Work to be completed
Extract the lines of the material below, beginning with the first and ending with the line that holds "const links = ['ACERCA". Skip every picture.

Data provided
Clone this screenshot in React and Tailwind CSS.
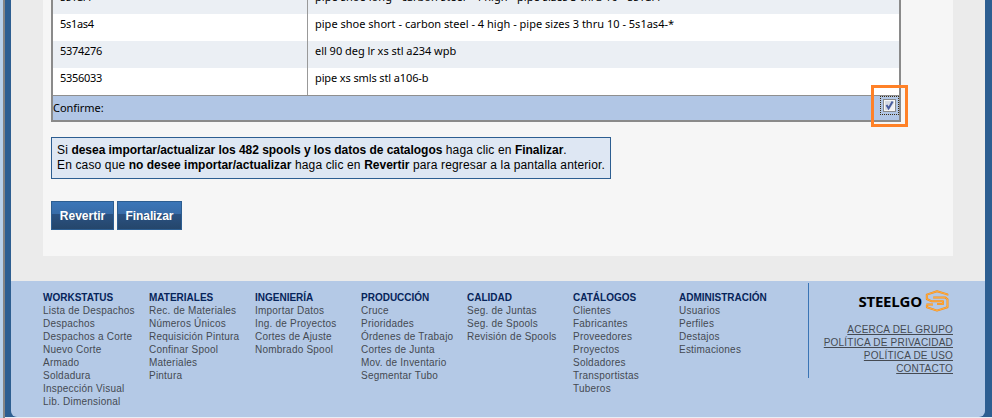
const rows = [
  { code: '5s1al4', text: 'pipe shoe long - carbon steel - 4 high - pipe sizes 3 thru 10 - 5s1al4-*', alt: true, spacing: 'tracking-[0.05px]' },
  { code: '5s1as4', text: 'pipe shoe short - carbon steel - 4 high - pipe sizes 3 thru 10 - 5s1as4-*', alt: false, spacing: 'tracking-[0.01px]' },
  { code: '5374276', text: 'ell 90 deg lr xs stl a234 wpb', alt: true, spacing: 'tracking-[-0.03px]' },
  { code: '5356033', text: 'pipe xs smls stl a106-b', alt: false, spacing: 'tracking-[-0.12px]' },
];

const columns = [
  { title: 'WORKSTATUS', items: ['Lista de Despachos', 'Despachos', 'Despachos a Corte', 'Nuevo Corte', 'Armado', 'Soldadura', 'Inspección Visual', 'Lib. Dimensional'] },
  { title: 'MATERIALES', items: ['Rec. de Materiales', 'Números Únicos', 'Requisición Pintura', 'Confinar Spool', 'Materiales', 'Pintura'] },
  { title: 'INGENIERÍA', items: ['Importar Datos', 'Ing. de Proyectos', 'Cortes de Ajuste', 'Nombrado Spool'] },
  { title: 'PRODUCCIÓN', items: ['Cruce', 'Prioridades', 'Órdenes de Trabajo', 'Cortes de Junta', 'Mov. de Inventario', 'Segmentar Tubo'] },
  { title: 'CALIDAD', items: ['Seg. de Juntas', 'Seg. de Spools', 'Revisión de Spools'] },
  { title: 'CATÁLOGOS', items: ['Clientes', 'Fabricantes', 'Proveedores', 'Proyectos', 'Soldadores', 'Transportistas', 'Tuberos'] },
  { title: 'ADMINISTRACIÓN', items: ['Usuarios', 'Perfiles', 'Destajos', 'Estimaciones'] },
];

const links = ['ACERCA DEL GRUPO', 'POLÍTICA DE PRIVACIDAD', 'POLÍTICA DE USO', 'CONTACTO'];

function CatalogTable() {
  return (
    <div className="relative flex h-[122px] w-[850px] flex-col border-x-2 border-b-2 border-[#8a8a8a] font-['Noto_Sans','Open_Sans',sans-serif] text-[11px] leading-[20px] text-black">
      <div className="flex h-[95px] flex-col justify-end overflow-hidden">
        {rows.map((r) => (
          <div key={r.code} className={r.alt ? 'flex h-[27px] shrink-0 bg-[#ebeff4]' : 'flex h-[27px] shrink-0 bg-white'}>
            <div className="w-[254px] pl-[7px] tracking-[-0.3px]">{r.code}</div>
            <div className="flex-1 whitespace-nowrap border-l border-[#999] pl-[7px]">
              <span className={r.spacing}>{r.text}</span>
            </div>
          </div>
        ))}
      </div>
      <div className="flex h-[25px] items-start justify-between border-t border-[#8f8f8f] bg-[#b1c6e5]">
        <span className="pt-[2px] tracking-[-0.05px]">Confirme:</span>
        <span className="flex size-[19px] items-center justify-center border border-dotted border-[#3c2c10]">
          <svg width="13" height="13" viewBox="0 0 13 13">
            <rect x="0.5" y="0.5" width="12" height="12" fill="#f6f6f6" stroke="#8a8b8c" />
            <rect x="2" y="2" width="9" height="9" fill="#d5dae3" />
            <path d="M6 11h5V4z" fill="#f0f1f4" />
            <path d="M3.5 6 5.6 9.4 9.6 2.6" fill="none" stroke="#485c9e" strokeWidth="2" />
          </svg>
        </span>
      </div>
      <div className="absolute left-[818px] top-[85px] h-[42px] w-[37px] border-[3px] border-[#ff8127]" />
    </div>
  );
}

const upperHook = 'M22.4 5.6V4.4L12 1.2 1.8 4.6V9l4.4 2.2H18V14h-6';
const lowerHook = 'M1.4 14.6H8M1.9 15v2.3L12 20.6l10.5-3.4V9.2L20.4 7.6H8.2';

function Logo() {
  return (
    <div className="flex h-[22px] items-center justify-end gap-[3px] pr-1">
      <span className="font-['Open_Sans','Noto_Sans',sans-serif] text-[15px] font-bold leading-[20px] tracking-[-0.2px] text-black">STEELGO</span>
      <svg width="24" height="22" viewBox="0 0 24 22" fill="none" strokeLinejoin="round">
        <path d={upperHook} stroke="#f58c1c" strokeWidth="2" />
        <path d={lowerHook} stroke="#f58c1c" strokeWidth="2" />
        <path d={upperHook} stroke="#ffb84a" strokeWidth="0.8" />
        <path d={lowerHook} stroke="#ffb84a" strokeWidth="0.8" />
      </svg>
    </div>
  );
}

export default function App() {
  return (
    <div className="flex h-[418px] w-[992px] overflow-hidden bg-[#e9eef5] font-['Liberation_Sans',Arial,sans-serif]">
      <div className="w-[3px] bg-[#b9d1ea]" />
      <div className="w-[2px] bg-[#858585]" />
      <div className="flex h-[417px] flex-1 bg-[#2d5e91] pl-[6px] pr-[7px]">
        <div className="flex w-[974px] flex-col overflow-hidden rounded-b-[6px] bg-[#b4c9e6]">
          <div className="h-[281px] bg-[#ebebeb] px-8">
            <div className="h-[256px] bg-[#f6f6f6] pl-2">
              <CatalogTable />
              <div className="mt-[15px] h-[42px] w-[560px] whitespace-nowrap border border-[#2d5e91] bg-[#dee7f3] px-[5px] pt-[5px] text-[12px] leading-[15px] tracking-[0.14px] text-black">
                <p>Si <b className="tracking-[-0.04px]">desea importar/actualizar los 482 spools y los datos de catalogos</b> haga clic en <b className="tracking-[-0.04px]">Finalizar</b>.</p>
                <p>En caso que <b className="tracking-normal">no desee importar/actualizar</b> haga clic en <b className="tracking-normal">Revertir</b> para regresar a la pantalla anterior.</p>
              </div>
              <div className="mt-[22px] flex gap-[3px] text-[12px] font-bold text-white">
                <button className="h-[29px] w-[63px] border border-[#2d5e91] bg-[linear-gradient(#3b76b8_0%,#386ca8_44%,#2a5181_46%,#25466b_100%)]">Revertir</button>
                <button className="h-[29px] w-[65px] border border-[#2d5e91] bg-[linear-gradient(#3b76b8_0%,#386ca8_44%,#2a5181_46%,#25466b_100%)] tracking-[-0.1px]">Finalizar</button>
              </div>
            </div>
          </div>
          <div className="flex pl-8 pr-8 pt-[2px]">
            <div className="flex w-[765px] pt-[8px] text-[10px] leading-[13px]">
              {columns.map((c) => (
                <div key={c.title} className="w-[106px] shrink-0 whitespace-nowrap text-[#454a52]">
                  <h3 className="text-[10px] font-bold text-[#06245a]">{c.title}</h3>
                  <div className="tracking-[0.22px]">
                    {c.items.map((i) => (
                      <div key={i}>{i}</div>
                    ))}
                  </div>
                </div>
              ))}
            </div>
            <div className="h-[95px] w-[145px] border-l border-[#3a74b5] pt-[7px] text-right text-[10px] leading-[13px] tracking-[0.2px] text-[#454a52]">
              <Logo />
              <div className="pt-[11px]">
                {links.map((l) => (
                  <div key={l} className="underline">{l}</div>
                ))}
              </div>
            </div>
          </div>
        </div>
      </div>
    </div>
  );
}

Exercise response
Clone this screenshot in React and Tailwind CSS.
const rows = [
  { code: '5s1al4', text: 'pipe shoe long - carbon steel - 4 high - pipe sizes 3 thru 10 - 5s1al4-*', alt: true, spacing: 'tracking-[0.05px]' },
  { code: '5s1as4', text: 'pipe shoe short - carbon steel - 4 high - pipe sizes 3 thru 10 - 5s1as4-*', alt: false, spacing: 'tracking-[0.01px]' },
  { code: '5374276', text: 'ell 90 deg lr xs stl a234 wpb', alt: true, spacing: 'tracking-[-0.03px]' },
  { code: '5356033', text: 'pipe xs smls stl a106-b', alt: false, spacing: 'tracking-[-0.12px]' },
];

const columns = [
  { title: 'WORKSTATUS', items: ['Lista de Despachos', 'Despachos', 'Despachos a Corte', 'Nuevo Corte', 'Armado', 'Soldadura', 'Inspección Visual', 'Lib. Dimensional'] },
  { title: 'MATERIALES', items: ['Rec. de Materiales', 'Números Únicos', 'Requisición Pintura', 'Confinar Spool', 'Materiales', 'Pintura'] },
  { title: 'INGENIERÍA', items: ['Importar Datos', 'Ing. de Proyectos', 'Cortes de Ajuste', 'Nombrado Spool'] },
  { title: 'PRODUCCIÓN', items: ['Cruce', 'Prioridades', 'Órdenes de Trabajo', 'Cortes de Junta', 'Mov. de Inventario', 'Segmentar Tubo'] },
  { title: 'CALIDAD', items: ['Seg. de Juntas', 'Seg. de Spools', 'Revisión de Spools'] },
  { title: 'CATÁLOGOS', items: ['Clientes', 'Fabricantes', 'Proveedores', 'Proyectos', 'Soldadores', 'Transportistas', 'Tuberos'] },
  { title: 'ADMINISTRACIÓN', items: ['Usuarios', 'Perfiles', 'Destajos', 'Estimaciones'] },
];

const links = ['ACERCA DEL GRUPO', 'POLÍTICA DE PRIVACIDAD', 'POLÍTICA DE USO', 'CONTACTO'];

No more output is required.